E sul web si contano almeno 170 articoli. Ora, tanta attenzione dei media per un fatto così profondamente irrilevante per la vita pubblica e l’attualità del Paese merita una riflessione. I giornali avranno preso la dichiarazione di Camusso a Un giorno da pecora come spunto per affrontare la questione più ampia del consumo di droghe ‘leggere’ e la sua correlazione con quelle ‘pesanti’? No, neanche una riga in proposito. L’unico commento è quello che accompagna l’apertura del Giornale, a firma Paolo Guzzanti. Dove peraltro l’ex berlusconiano e anti-berlusconiano scrive: «Ammettere di essersi fatta le canne in adolescenza è in fondo una cosa da poco». Singolare, allora, lo faccia a corredo di un titolo di prima pagina: chissà se al Giornale leggono il Giornale (e che fine hanno le critiche ai ‘moralisti’ dell’era berlusconiana?). E’ gossip? Allora non si capisce perché dovrebbe stare alla voce «Economia e politica» (Repubblica) o «Primo piano» (Corriere).

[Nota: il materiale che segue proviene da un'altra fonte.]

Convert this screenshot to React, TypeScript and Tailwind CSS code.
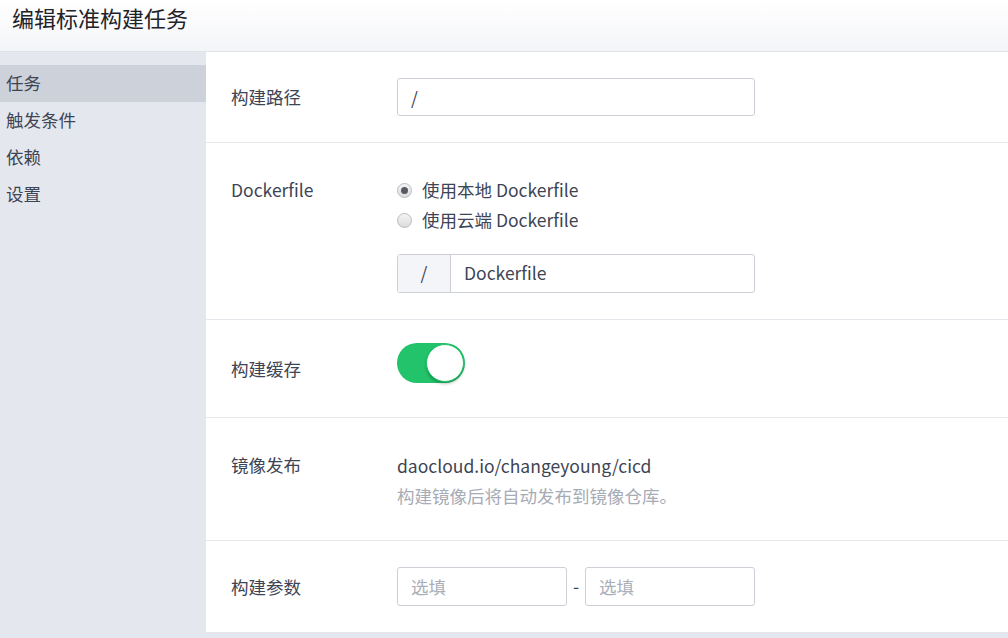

I cinici diranno: è un modo per mettere in dubbio la credibilità della sindacalista. Per screditarla. Se lo fosse, sarebbe squadrismo mediatico. Ma se per alcune testate l’ipotesi ha – per così dire – una certa fondatezza, io non credo basti a spiegare una copertura tanto ampia, e non ne esaurisca le ragioni. Temo che sia semplicemente il riflesso condizionato di un certo giornalismo, da troppo tempo incapace di sbattere la porta in faccia alla morbosità dei lettori almeno per sezioni che trattano temi serissimi, come – in questo caso – la trattativa per riformare il lavoro. E da troppo tempo abituato a camuffare ipocrisie e sensazionalismi con la scusa dell’ironia o un’alzata di spalle. Ecco, più che fango mi sembra l’ennesimo rigurgito di proibizionismo di un Paese che può fare tutto, ma non può e non deve ammetterlo. Se lo fa, non c’è etica professionale che tenga: si mette in pagina.